How much energy a substance requires for this varies, depending on the type of substance. Since water or potable alcohol (ethanol) is mainly used in the catering industry, we compare these two liquids: It takes 837 KJ of energy to evaporate one kilogram of alcohol. On the other hand, for one kilogram of water, it is a mere 2,261 KJ. This explains why an evaporation process with water, for example in the production of hydrosoles or reductions / concentrates, is always significantly slower than when working with alcohol.
How can this natural evaporation process now be accelerated? The best-known method is to heat the whole thing, which brings us back to the familiar process of reducing: Let’s put our pot with water onto the cooktop: Heat is a form of energy. It causes our molecules to absorb this energy, making them much more agile. There is also an increase in the collisions of the molecules with each other. The result of all this is that the added heat gives many more molecules the energy they need to move from the liquid phase to the gaseous phase. More water therefore evaporates because of the heat supply. The maximum possible amount of vapor is produced when the boiling temperature is reached (i.e. 100 °C for water).
If there are other components in the pot besides water, for example herbs or fruits, the resulting steam contains not only pure water, but also volatile flavors: They are small, distinct molecules that are essential for smell and taste. Together with the low-volatile aromas that remain in the pot, this "molecular cocktail" produces the distinctive odor and flavor profile of the component used. When cooking in the pot, these highly volatile aromas therefore disappear as the steam increases - and with them a significant proportion of the flavor. Often aromas are also sensitive to heat and are destroyed by exposure to excessive heat, which is associated with further loss.
Fig. 3: Open pot with water supplied with heat
Another way to speed up evaporation is to reduce the pressure. Our pot of water, just like every-thing else, is subject to atmospheric pressure. This varies depending on the geographical altitude, but can be roughly given as 1,000 mbar. This pressure thus counteracts the transition of our water molecules from the liquid to the gas phase. Let us now imagine that we would reduce the atmospheric pressure, e.g. from 1,000 mbar to 50 mbar: Despite the same amount of energy supplied, considerably more of our molecules can now pass from the liquid phase into the gaseous phase.

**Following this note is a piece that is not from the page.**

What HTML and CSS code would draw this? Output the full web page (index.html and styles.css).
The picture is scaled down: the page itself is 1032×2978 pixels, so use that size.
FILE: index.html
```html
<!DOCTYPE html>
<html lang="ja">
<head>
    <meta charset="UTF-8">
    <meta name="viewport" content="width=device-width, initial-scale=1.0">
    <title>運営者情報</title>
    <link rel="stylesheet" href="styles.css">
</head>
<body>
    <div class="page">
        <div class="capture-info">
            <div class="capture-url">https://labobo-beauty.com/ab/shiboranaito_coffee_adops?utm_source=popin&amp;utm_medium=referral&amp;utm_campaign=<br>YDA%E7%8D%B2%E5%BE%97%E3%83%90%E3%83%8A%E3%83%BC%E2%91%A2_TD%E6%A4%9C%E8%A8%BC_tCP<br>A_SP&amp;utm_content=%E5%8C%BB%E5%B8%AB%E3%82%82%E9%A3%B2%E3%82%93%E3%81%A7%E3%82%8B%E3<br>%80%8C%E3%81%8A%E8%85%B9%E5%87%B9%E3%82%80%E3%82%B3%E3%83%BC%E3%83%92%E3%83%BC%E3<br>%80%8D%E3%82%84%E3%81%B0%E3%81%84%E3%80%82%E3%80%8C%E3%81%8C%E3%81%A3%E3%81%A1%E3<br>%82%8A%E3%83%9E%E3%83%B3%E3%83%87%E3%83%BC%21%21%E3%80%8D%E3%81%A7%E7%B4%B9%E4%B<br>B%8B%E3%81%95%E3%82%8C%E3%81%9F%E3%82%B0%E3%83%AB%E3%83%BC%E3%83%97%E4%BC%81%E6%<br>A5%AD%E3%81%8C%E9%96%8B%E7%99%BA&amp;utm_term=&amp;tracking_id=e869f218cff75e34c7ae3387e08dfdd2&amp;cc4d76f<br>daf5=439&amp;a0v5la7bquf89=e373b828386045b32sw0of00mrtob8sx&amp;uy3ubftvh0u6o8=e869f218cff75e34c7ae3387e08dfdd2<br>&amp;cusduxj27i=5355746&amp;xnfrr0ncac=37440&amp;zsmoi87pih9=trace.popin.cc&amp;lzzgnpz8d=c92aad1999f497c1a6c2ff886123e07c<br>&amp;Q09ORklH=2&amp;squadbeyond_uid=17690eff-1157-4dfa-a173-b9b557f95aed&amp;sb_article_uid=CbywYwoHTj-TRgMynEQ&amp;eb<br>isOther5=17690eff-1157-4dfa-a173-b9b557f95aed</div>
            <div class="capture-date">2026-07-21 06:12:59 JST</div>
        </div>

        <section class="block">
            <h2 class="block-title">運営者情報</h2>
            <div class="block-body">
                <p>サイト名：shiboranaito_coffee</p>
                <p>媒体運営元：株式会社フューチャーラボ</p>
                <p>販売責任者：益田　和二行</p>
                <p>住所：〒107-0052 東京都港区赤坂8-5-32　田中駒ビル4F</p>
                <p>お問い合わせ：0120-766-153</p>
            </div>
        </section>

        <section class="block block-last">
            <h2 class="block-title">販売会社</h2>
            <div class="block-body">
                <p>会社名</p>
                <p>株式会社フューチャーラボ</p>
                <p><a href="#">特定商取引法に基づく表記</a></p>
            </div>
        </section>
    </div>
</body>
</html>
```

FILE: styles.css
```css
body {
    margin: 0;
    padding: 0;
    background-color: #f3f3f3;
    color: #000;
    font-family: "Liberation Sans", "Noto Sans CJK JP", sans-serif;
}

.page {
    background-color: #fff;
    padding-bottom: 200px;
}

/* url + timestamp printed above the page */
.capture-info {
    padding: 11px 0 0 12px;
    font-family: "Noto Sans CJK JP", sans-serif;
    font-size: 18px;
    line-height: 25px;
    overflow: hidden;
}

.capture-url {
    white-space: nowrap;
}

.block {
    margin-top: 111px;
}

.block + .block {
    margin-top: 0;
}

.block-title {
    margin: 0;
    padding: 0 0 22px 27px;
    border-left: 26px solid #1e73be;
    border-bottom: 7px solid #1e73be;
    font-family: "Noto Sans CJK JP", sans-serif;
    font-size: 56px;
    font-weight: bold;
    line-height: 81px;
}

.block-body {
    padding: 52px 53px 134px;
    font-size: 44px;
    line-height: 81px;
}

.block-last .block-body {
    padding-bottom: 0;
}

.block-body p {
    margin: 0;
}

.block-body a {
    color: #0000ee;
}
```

Fig. 4: Influence of pressure on open pot with water
A simple principle can be derived from this: The lower the pressure, the easier a substance can evaporate and the less heat is required for evaporation. The maximum possible amount of vapor can therefore already be generated at lower temperatures (e.g. 50 °C for water at 100 mbar). Here we come to the key point that plays a special role in flavor management with the rotary evaporator: The possibility of working at reduced pressure, i.e. in a vacuum, preserves sensitive aromas that would otherwise be destroyed by heating.
Now that we understand how water turns into steam, we need to look at process in reverse: How does steam turn back into liquid? The answer is: Through condensation. a substance passes from the gaseous phase to the liquid phase. This happens when the energy we have supplied to our liberated water molecules is taken away again. The easiest way to do this is through cold.

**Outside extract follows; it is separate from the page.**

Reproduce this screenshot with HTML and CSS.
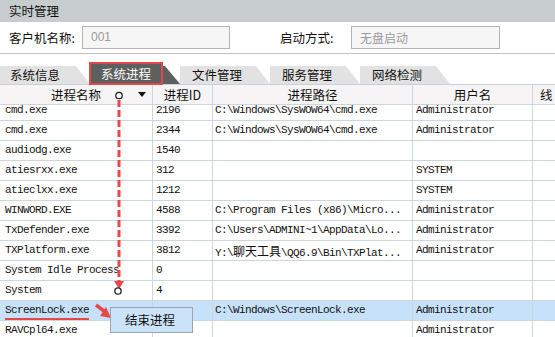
FILE: index.html
```html
<!DOCTYPE html>
<html>
<head>
<meta charset="utf-8">
<link rel="stylesheet" href="styles.css">
</head>
<body>
<div class="page">
  <div class="titlebar">实时管理</div>
  <div class="form">
    <span class="label l1">客户机名称:</span>
    <div class="input i1">001</div>
    <span class="label l2">启动方式:</span>
    <div class="input i2">无盘启动</div>
  </div>
  <div class="tabs">
    <div class="tab first"><span class="tab-text">系统信息</span></div>
    <div class="tab active"><span class="tab-text">系统进程</span></div>
    <div class="tab"><span class="tab-text">文件管理</span></div>
    <div class="tab"><span class="tab-text">服务管理</span></div>
    <div class="tab"><span class="tab-text">网络检测</span></div>
  </div>
  <div class="grid-wrap">
    <div class="row head">
      <div class="cell c1 sortable">进程名称<span class="sort"></span></div>
      <div class="cell c2">进程ID</div>
      <div class="cell c3">进程路径</div>
      <div class="cell c4">用户名</div>
      <div class="cell c5">线</div>
    </div>
    <div class="body">
      <div class="rows">
        <div class="row"><div class="cell c1">cmd.exe</div><div class="cell c2">2196</div><div class="cell c3">C:\Windows\SysWOW64\cmd.exe</div><div class="cell c4">Administrator</div><div class="cell c5"></div></div>
        <div class="row"><div class="cell c1">cmd.exe</div><div class="cell c2">2344</div><div class="cell c3">C:\Windows\SysWOW64\cmd.exe</div><div class="cell c4">Administrator</div><div class="cell c5"></div></div>
        <div class="row"><div class="cell c1">audiodg.exe</div><div class="cell c2">1540</div><div class="cell c3"></div><div class="cell c4"></div><div class="cell c5"></div></div>
        <div class="row"><div class="cell c1">atiesrxx.exe</div><div class="cell c2">312</div><div class="cell c3"></div><div class="cell c4">SYSTEM</div><div class="cell c5"></div></div>
        <div class="row"><div class="cell c1">atieclxx.exe</div><div class="cell c2">1212</div><div class="cell c3"></div><div class="cell c4">SYSTEM</div><div class="cell c5"></div></div>
        <div class="row"><div class="cell c1">WINWORD.EXE</div><div class="cell c2">4588</div><div class="cell c3">C:\Program Files (x86)\Micro...</div><div class="cell c4">Administrator</div><div class="cell c5"></div></div>
        <div class="row"><div class="cell c1">TxDefender.exe</div><div class="cell c2">3392</div><div class="cell c3">C:\Users\ADMINI~1\AppData\Lo...</div><div class="cell c4">Administrator</div><div class="cell c5"></div></div>
        <div class="row"><div class="cell c1">TXPlatform.exe</div><div class="cell c2">3812</div><div class="cell c3">Y:\<span class="cjk">聊天工具</span>\QQ6.9\Bin\TXPlat...</div><div class="cell c4">Administrator</div><div class="cell c5"></div></div>
        <div class="row"><div class="cell c1">System Idle Process</div><div class="cell c2">0</div><div class="cell c3"></div><div class="cell c4"></div><div class="cell c5"></div></div>
        <div class="row"><div class="cell c1">System</div><div class="cell c2">4</div><div class="cell c3"></div><div class="cell c4"></div><div class="cell c5"></div></div>
        <div class="row selected"><div class="cell c1"><span class="underlined">ScreenLock.exe</span></div><div class="cell c2"></div><div class="cell c3">C:\Windows\ScreenLock.exe</div><div class="cell c4">Administrator</div><div class="cell c5"></div></div>
        <div class="row"><div class="cell c1">RAVCpl64.exe</div><div class="cell c2">1952</div><div class="cell c3"></div><div class="cell c4">Administrator</div><div class="cell c5"></div></div>
      </div>
    </div>
  </div>

  <svg class="annot" width="555" height="337" viewBox="0 0 555 337">
    <line x1="119" y1="100" x2="119" y2="283" stroke="#e8484a" stroke-width="3" stroke-dasharray="7 3"/>
    <polygon points="114,281 124,281 119,289" fill="#e8484a"/>
    <circle cx="119" cy="95.5" r="3.2" fill="#fff" stroke="#222" stroke-width="1.3"/>
    <circle cx="118" cy="291" r="3.2" fill="#fff" stroke="#222" stroke-width="1.3"/>
    <line x1="96" y1="305" x2="104" y2="311" stroke="#e8484a" stroke-width="3.5"/>
    <polygon points="100,316 111,318 106,307" fill="#e8484a"/>
  </svg>

  <div class="menu">结束进程</div>
</div>
</body>
</html>
```
FILE: styles.css
```css
html, body {
  margin: 0;
  padding: 0;
}
body {
  width: 555px;
  height: 337px;
  overflow: hidden;
  background: #ffffff;
  font-family: "Noto Sans CJK SC", "Noto Sans", sans-serif;
  font-size: 12px;
  color: #111;
}
.page {
  position: relative;
  width: 555px;
  height: 337px;
  overflow: hidden;
}
.titlebar {
  height: 22px;
  line-height: 22px;
  background: #c7cccf;
  padding-left: 9px;
  font-size: 12.5px;
  color: #111;
}
.form {
  display: flex;
  align-items: center;
  height: 31px;
  border-bottom: 1px solid #c2c2c2;
  padding-left: 9px;
}
.label {
  font-size: 12.5px;
  color: #111;
}
.l1 { width: 73px; }
.l2 { width: 71px; margin-left: 50px; }
.input {
  box-sizing: border-box;
  height: 23px;
  line-height: 21px;
  border: 1px solid #b3b3b3;
  background: #f6f6f6;
  color: #9a9a9a;
  padding-left: 8px;
  font-size: 12px;
}
.i1 { width: 148px; font-family: "Liberation Sans", sans-serif; }
.i2 { width: 149px; }

.tabs {
  display: flex;
  height: 18px;
  margin-top: 12px;
}
.tab {
  position: relative;
  width: 90px;
  height: 18px;
  line-height: 18px;
  font-size: 12.5px;
  background: #e2e2e2;
  clip-path: polygon(0 0, 76px 0, 90px 100%, 0 100%);
}
.tab .tab-text {
  padding-left: 12px;
}
.tab.first .tab-text {
  padding-left: 10px;
}
.tab.active {
  background: transparent;
  clip-path: none;
  margin-left: -1px;
  width: 91px;
}
.tab.active::before {
  content: "";
  position: absolute;
  left: 0;
  top: 0;
  width: 91px;
  height: 18px;
  background: #5d605e;
  clip-path: polygon(0 0, 76px 0, 91px 100%, 0 100%);
}
.tab.active .tab-text {
  position: absolute;
  left: 0;
  top: -4px;
  box-sizing: border-box;
  width: 74px;
  height: 23px;
  line-height: 19px;
  padding: 0;
  text-align: center;
  color: #ffffff;
  background: #5d605e;
  border: 2px solid #e2484a;
}

.grid-wrap {
  border-top: 1px solid #c9d0d7;
}
.row {
  display: grid;
  grid-template-columns: 153px 60px 200px 120px 60px;
  height: 20px;
}
.cell {
  box-sizing: border-box;
  height: 20px;
  border-right: 1px solid #cdd5dd;
  border-bottom: 1px solid #cdd5dd;
  line-height: 19px;
  padding-left: 5px;
  white-space: nowrap;
  overflow: hidden;
  font-family: "Liberation Mono", monospace;
  font-size: 11px;
  letter-spacing: -0.6px;
}
.cell.c2 { padding-left: 3px; }
.cell.c3 { padding-left: 2px; }
.cell.c4 { padding-left: 3px; }
.cjk {
  font-family: "Noto Sans CJK SC", sans-serif;
  font-size: 12px;
  letter-spacing: 0;
}
.head {
  background: #f6f4f4;
}
.head .cell {
  font-family: "Noto Sans CJK SC", sans-serif;
  font-size: 12.5px;
  letter-spacing: 0;
  text-align: center;
  padding-left: 0;
}
.head .cell.c5 {
  text-align: left;
  padding-left: 7px;
}
.sortable {
  position: relative;
}
.sort {
  position: absolute;
  left: 138px;
  top: 7px;
  width: 0;
  height: 0;
  border-left: 4.5px solid transparent;
  border-right: 4.5px solid transparent;
  border-top: 5px solid #111;
}
.body {
  height: 232px;
  overflow: hidden;
}
.rows {
  margin-top: -4px;
}
.row.selected {
  background: #c6e1f9;
}
.underlined {
  display: inline-block;
  border-bottom: 2px solid #e2484a;
  line-height: 15px;
}

.annot {
  position: absolute;
  left: 0;
  top: 0;
  pointer-events: none;
}
.menu {
  position: absolute;
  left: 110px;
  top: 307px;
  box-sizing: border-box;
  width: 83px;
  height: 26px;
  line-height: 24px;
  border: 1px solid #9aa4ae;
  background: #cbe3f8;
  padding-left: 14px;
  font-size: 12.5px;
  color: #111;
}
```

To approach the phenomenon of condensation, we again use our example of the pot with water: If we now close the pot with a lid, the steam can no longer simply escape, but it will remain in this closed system of the pot interior. At the same time, the lid of the pot is cooler than the rest: our liberated water molecules therefore collide with this cool barrier and transfer some of their energy to the cooler lid. A temperature equalization takes place. The molecules collect on the cold surface to form droplets. They condense, which is why the condensed water is called ‚condensate‘. At some point, the drops are heavy enough and fall back into the liquid, where the molecules are re-energized and can rise again.
Fig. 5: Condensation inside a closed pot
A cycle of evaporation and condensation is formed, which is in equilibrium.

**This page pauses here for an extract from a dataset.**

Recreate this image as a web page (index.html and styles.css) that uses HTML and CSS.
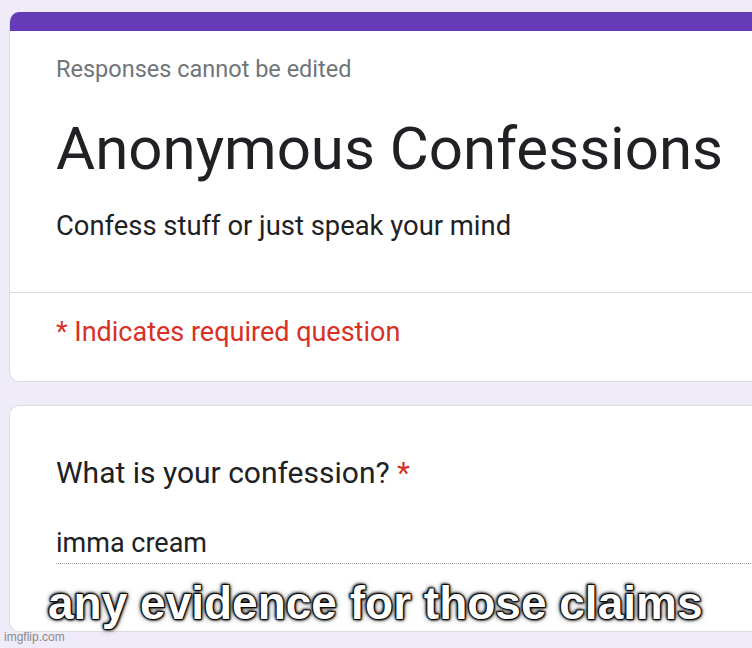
FILE: index.html
```html
<!DOCTYPE html>
<html>
<head>
<meta charset="utf-8">
<link rel="stylesheet" href="styles.css">
</head>
<body>
<div class="page">
  <div class="card head">
    <div class="bar"></div>
    <div class="head-body">
      <div class="note">Responses cannot be edited</div>
      <div class="title">Anonymous Confessions</div>
      <div class="desc">Confess stuff or just speak your mind</div>
    </div>
    <div class="divider"></div>
    <div class="req">* Indicates required question</div>
  </div>
  <div class="card q">
    <div class="question">What is your confession? <span class="star">*</span></div>
    <div class="answer">imma cream</div>
  </div>
</div>
<div class="caption">any evidence for those claims</div>
<div class="watermark">imgflip.com</div>
</body>
</html>
```
FILE: styles.css
```css
html, body {
  margin: 0;
  padding: 0;
}
body {
  width: 752px;
  height: 648px;
  overflow: hidden;
  background: #efebf8;
  font-family: Roboto, "Liberation Sans", sans-serif;
  position: relative;
}
.page {
  padding: 12px 0 0 9px;
  display: flex;
  flex-direction: column;
  gap: 23px;
}
.card {
  background: #fff;
  border: 1px solid #dadce0;
  border-right: none;
  border-radius: 10px 0 0 10px;
  width: 760px;
  box-sizing: border-box;
}
.head {
  border-top: none;
  overflow: hidden;
  height: 370px;
}
.bar {
  height: 19px;
  background: #673ab7;
}
.head-body {
  padding: 23px 0 0 46px;
}
.note {
  font-size: 23.5px;
  color: #70757a;
  line-height: 30px;
}
.title {
  font-size: 60px;
  color: #202124;
  line-height: 70px;
  margin-top: 30px;
}
.desc {
  font-size: 27.4px;
  color: #202124;
  line-height: 32px;
  margin-top: 26px;
}
.divider {
  border-top: 1px solid #dadce0;
  margin-top: 50px;
}
.req {
  padding: 23px 0 0 46px;
  font-size: 27px;
  color: #d93025;
  line-height: 32px;
}
.q {
  height: 227px;
  padding: 49px 0 0 46px;
}
.question {
  font-size: 30px;
  color: #202124;
  line-height: 36px;
}
.star {
  color: #d93025;
}
.answer {
  margin-top: 36px;
  font-size: 27px;
  color: #202124;
  line-height: 32px;
  padding-bottom: 4px;
  border-bottom: 1px dotted #999;
}
.caption {
  position: absolute;
  left: 48px;
  top: 577px;
  font-family: "Liberation Sans", Arial, sans-serif;
  font-weight: bold;
  font-size: 46px;
  line-height: 1.15;
  color: #fff;
  -webkit-text-stroke: 1.5px #000;
  paint-order: stroke fill;
  text-shadow: 0 0 2px #000, 0 0 3px #000, 1px 1px 3px #000, -1px -1px 3px #000, 0 0 6px rgba(0,0,0,0.6);
}
.watermark {
  position: absolute;
  left: 4px;
  top: 630px;
  font-family: "Liberation Sans", Arial, sans-serif;
  font-size: 12px;
  color: #8a8a8a;
}
```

Fig. 6: Equilibrium between evaporation and condensation
How can this balance between evaporation and condensation be used in a rotary evaporator? If we look at the structure of a rotary evaporator, this can be divided into two areas: The evaporation area, in which a substance is converted from liquid into gaseous phase, and the condensation area, in which gas is condensed back into liquid.
Fig. 7: Set-up a rotary evaporator
First, let‘s take a closer look at the evaporation area: The area includes the evaporator flask, which contains the liquid medium. This flask is immersed in the heating bath, which supplies the energy necessary for evaporation. The flask is set in rotation by a motor. This has several effects: First, the temperature distribution in the heating bath and inside the flask takes place more uniformly, and second, the rotation significantly increases the surface area available for evaporation. This has a positive effect on the evaporation speed as well as on the formation of bubbles and spills.
Fig. 8: Static system compared to rotating system
The generated steam rises through the steam guide tube into the condensation zone: Here there is a condensercooled with a coolant on which the vapor condenses and drips down into the receiving flask.
Fig. 9: Evaporation process on rotary evaporator
The whole process is carried out in reduced pressure conditions, generated by a vacuum pump to take advantage of the benefits already mentioned above: A lower energy input is necessary to trigger the evaporation and thus the materials are processed more gently. Aromas that would be destroyed by exposure to excessive heat are gently extracted and retained.
In addition, working with a vacuum pump gives one access to a very quickly adjustable parameter to influence the process speed, since no long maintenance times, such as those caused by the inertia of a heating bath, are required. This possibility of fine adjustment also allows aromas to be 'cut off' in a targeted manner and extracted in the way you want them to be.
If you are interested in the low-volatile flavors instead, the rotary evaporator offers the option of reducing sauces, juices or other liquids at low temperatures and thus intensifying their taste.
All in all, this offers countless opportunities to try out flavor management and get creative.